Appellees urge that the lease remains in full force and effect as to the entire 1,600 acres since, as lessees, they have complied with all the terms of the lease agreement by drilling at least one well on each of the ten 160-acre tracts and all were still producing at the end of the three year primary term. In effect, Appellees focus on the literal language of Paragraph 24 which states that the Paragraph terminates the lease “from and after the expiration of the primary term, as the same may be extended under the provisions of Paragraph 2,” and they argue that this provision restricts the termination provision of Paragraph 24 to the period of time after an extended primary term. Appellees urge that Paragraph 2 (the habendum clause) defines the “primary term” of their lease as not being merely the stated number of years given in this clause, but as also including the period of time which may be extended by production. Therefore, Appellees contend that since they are still operating in an extended primary term, Paragraph 24 has not yet become operable. They recognize that Paragraph 24 limits the duration of the leasehold estate but say that it has not been triggered.

The rules of construction here applicable are clearly stated in Ogden v. Dickinson State Bank, 662 S.W.2d 330, 332 (Tex.1983):

When the provisions of a contract appear to conflict, they should be harmonized if possible to reflect the intentions of the parties. Harris v. Rowe, 593 S.W.2d 303 (Tex.1979). Generally, the parties to a contract intend every clause to have some effect and the Court will not strike down any portion of the contract unless there is an irreconcilable conflict. Woods v. Sims, 154 Tex. 59, 273 S.W.2d 617 (1954).

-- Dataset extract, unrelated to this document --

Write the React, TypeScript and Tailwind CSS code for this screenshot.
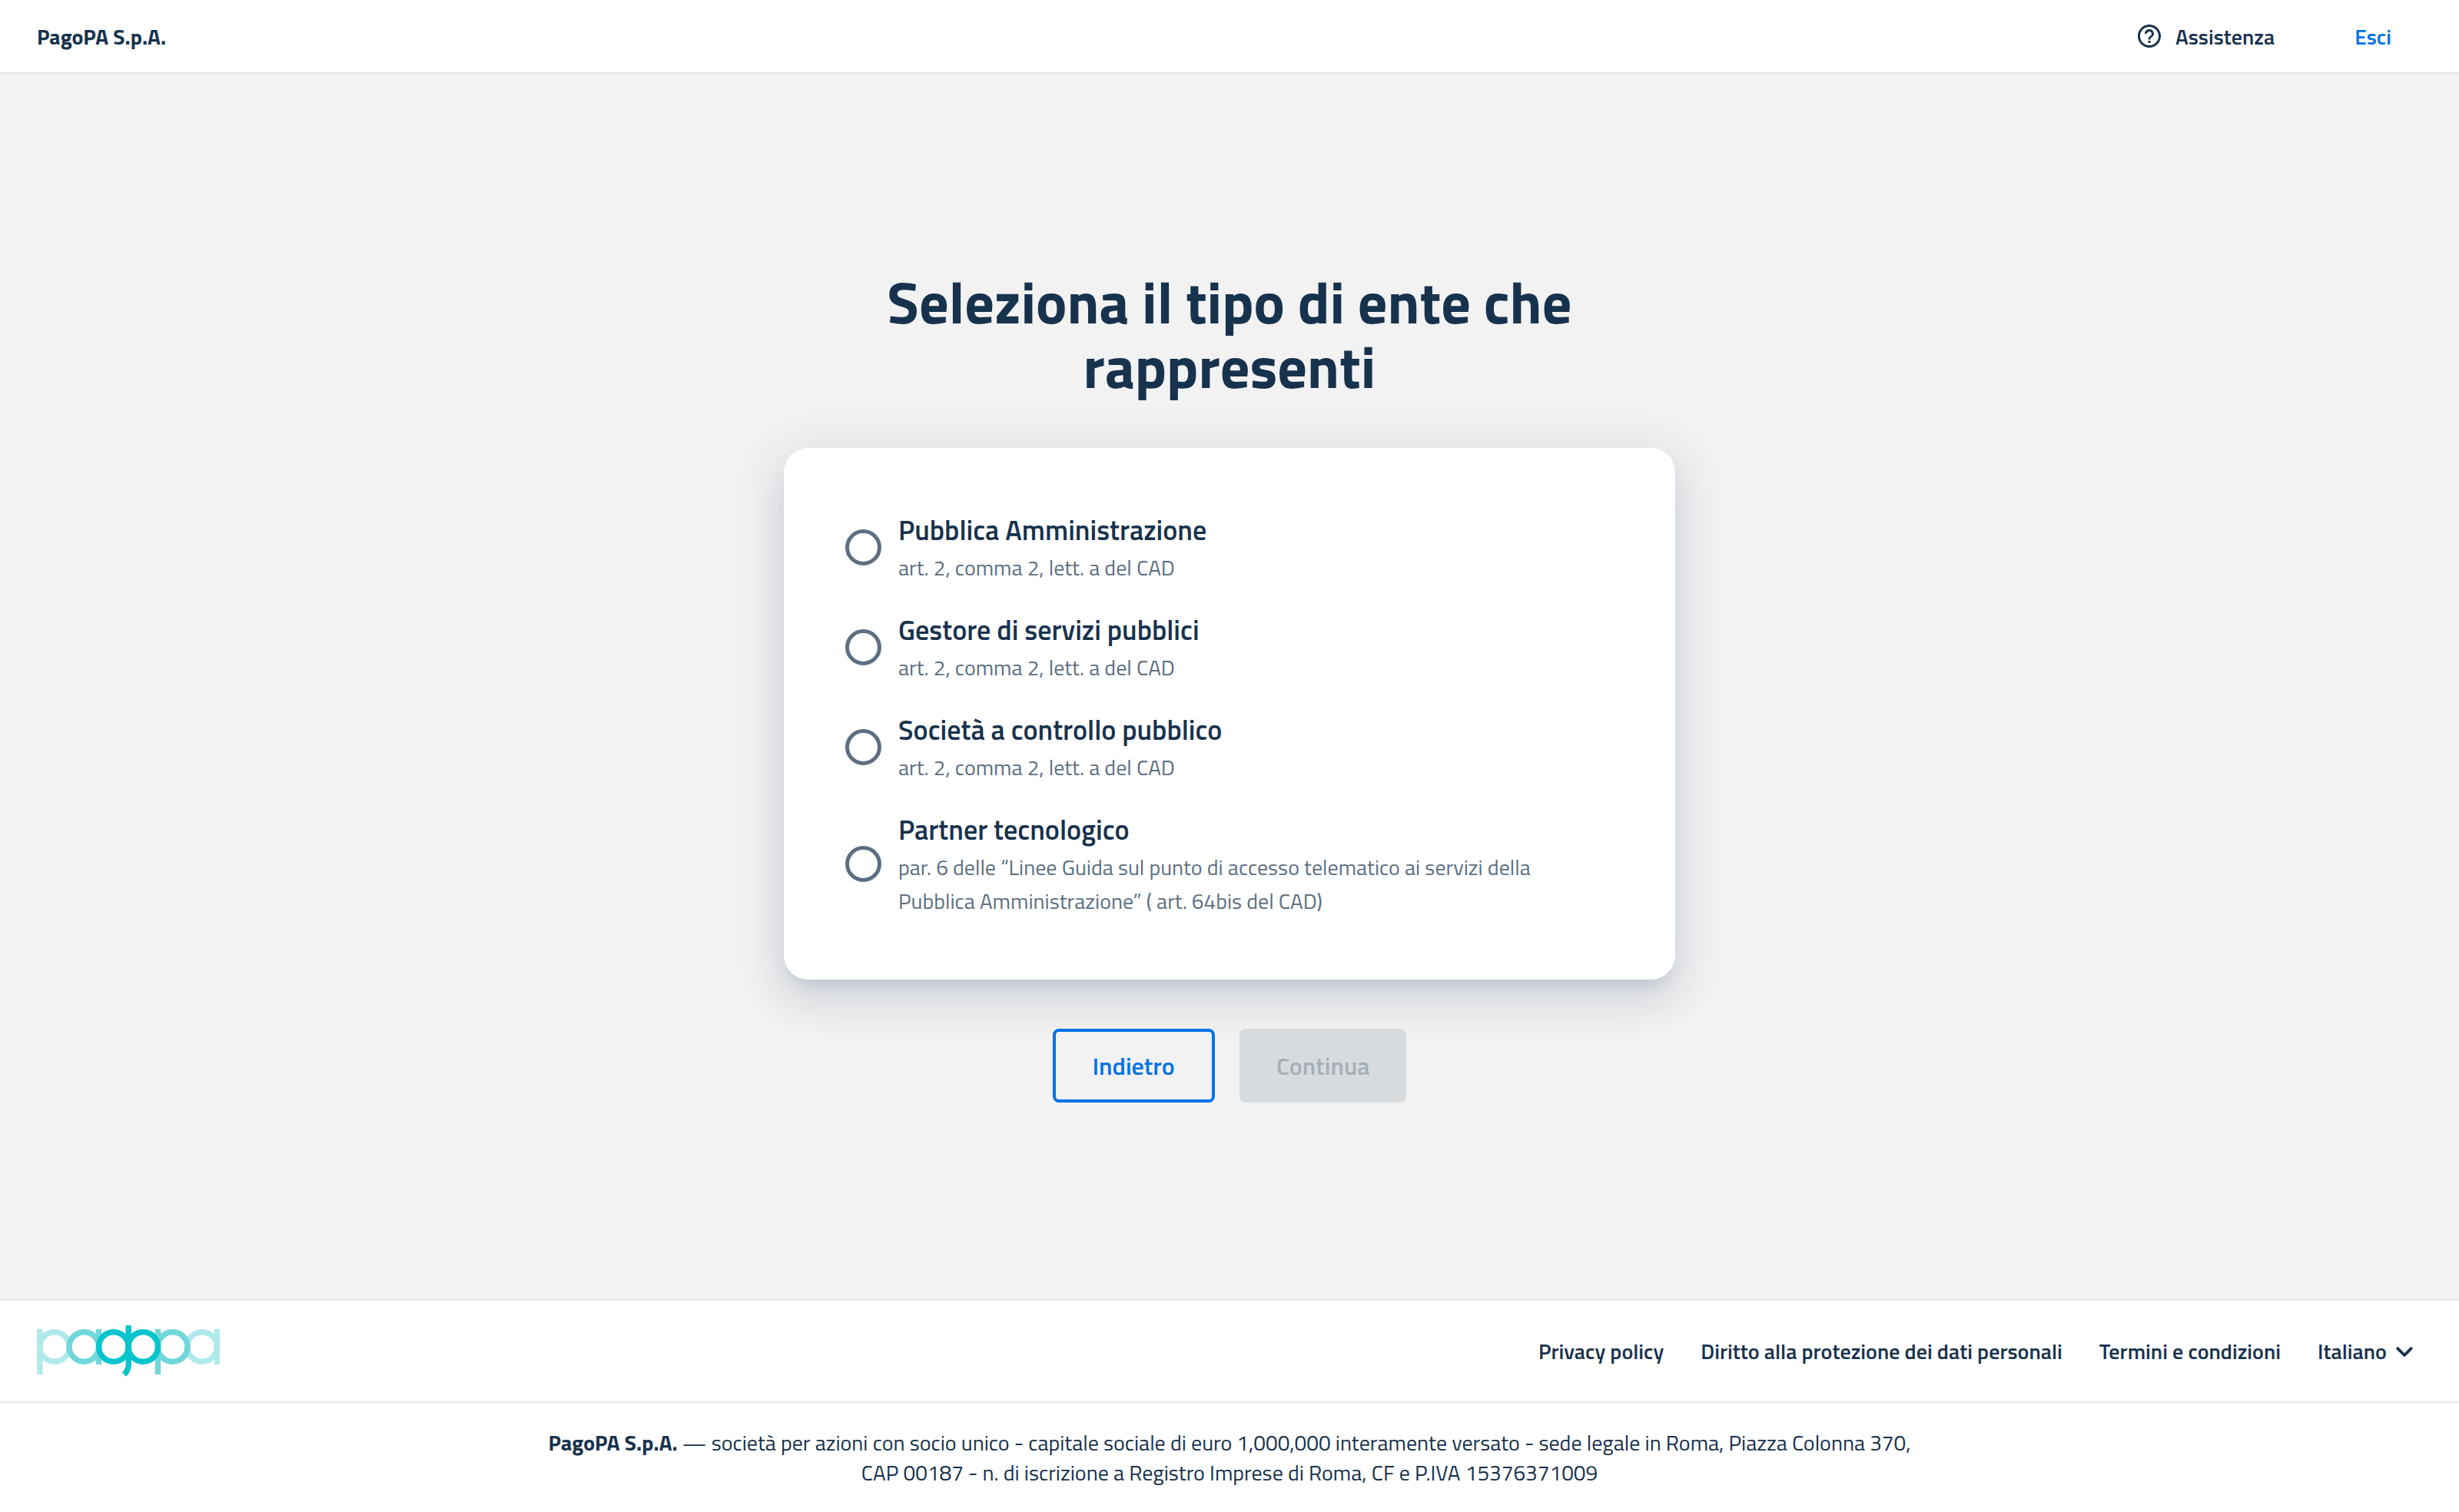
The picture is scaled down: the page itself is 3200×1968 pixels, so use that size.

We cannot then ignore Paragraph 24 — in effect strike it down — for the parties put it there with the intent that it have some effect. The law of contracts requires that the court examine and consider the entire writing in an effort to harmonize and give effect to all the provisions of the contract so that none will be rendered meaningless. Coker v. Coker, 650 S.W.2d 391, 394 (Tex. 1983); R & P Enterprises v. LaGuarta, Gavrel & Kirk, Inc., 596 S.W.2d 517 (Tex. 1980). The construction urged by Appel-lees renders Paragraph 24 meaningless. The urged construction is that Paragraph 24 only applies after the primary term as the same may be extended by Paragraph 2, which paragraph provides that the “primary term” may be extended “as long thereafter as oil and gas are produced in commercial quantities.” That construction means that the lease must terminate before Paragraph 24 becomes effective. The sense of Paragraph 24 then becomes that the lease would terminate for non-production on forty-acre proration units after it had already terminated. Such construction makes the paragraph meaningless and is in violation of a cardinal rule of construction. Paragraph 24 and Paragraph 2 are not in irreconcilable conflict and can be harmonized. Paragraph 24 modifies Paragraph 2 by further refinement as to the lands it applies to. Paragraph 2 says “subject to the other provisions herein contained, this lease shall be for a term of three years (called primary term) and as long thereafter _” (Emphasis added). Paragraph 24 is one of the “other provisions.” It modifies the lands held by production by specifying proration units. Additionally, the parties gave Paragraph 24 priority over any other provision, saying — “anything herein contained to the contrary notwithstanding .... ”

The duration of the estate granted is traditionally determined by the habendum clause. 2 Summers, The Law of Oil and Gas, Perm.Ed. sec 303.1, p. 319. This need not be the case, for the instrument may provide elsewhere for the enlargement of the term stated in the habendum. See Stanolind Oil & Gas Co. v. Christian, 83 S.W.2d 408 (Tex.Civ. App.1935, writ ref’d); Humphrys v. Shelly Oil Co., 83 F.2d 989 (5th Cir. 1936).

Gulf Oil Corporation v. Southland Royalty Company, 496 S.W.2d 547 (Tex.1973). The construction problems in our lease arise from the fact that the parties put ten leases in one instrument with a further breakdown as to proration units and formations and yet using in some clauses the term “this lease.” For instance, Paragraph 2 says “this lease” shall be for a term of years and then as long thereafter as production continues. However, by Paragraph 25 it is made clear that “this lease” is ten separate leases and that “as long thereafter” applies separately to each lease. That is the topic of Paragraph 25— that there are separate leases and they are independent of each other and production, drilling and other operations on one extend the lease “only” to that lease. Yet, Appel-lees say that it was the intent of the parties that Paragraph 25 modify Paragraph 2, the habendum clause; that “but for” Paragraph 25 one well would hold the entire 1,600 acres. Their contention then is that they have obtained production on each of the ten leases and that suffices as to all lands. We do not agree. Paragraph 25 does not say that. It contains no words of grant or anything affirmative fixing a term for those leases. As to duration of the lease, it does not alter the terms of Paragraph 2. It simply defines “the lease” as being, in fact, ten separate leases with the negative result that compliance with Paragraph 2 as to one does not enure to lessees’ benefit as to the others. Paragraph 25 leaves unaffected the provisions of Paragraph 24. The Appellees have not complied with the provisions of Paragraph 24 and Appellant is entitled to terminate the lease in accord with that paragraph.

Appellees concede that Paragraph 24 limits duration, but their contention is that the paragraph has not been triggered. If we are correct in our contrary construction, then the stipulations of the parties meet the requirement that the lessor must bring the acts of the lessees strictly within the language of the restriction before termination will be decreed. This is the test prescribed in Knight v. Chicago Corporation, 144 Tex. 98, 188 S.W.2d 564, 566 (1945).

The judgment of the trial court is reversed and the cause is remanded to the trial court for entry of a judgment not inconsistent with this opinion.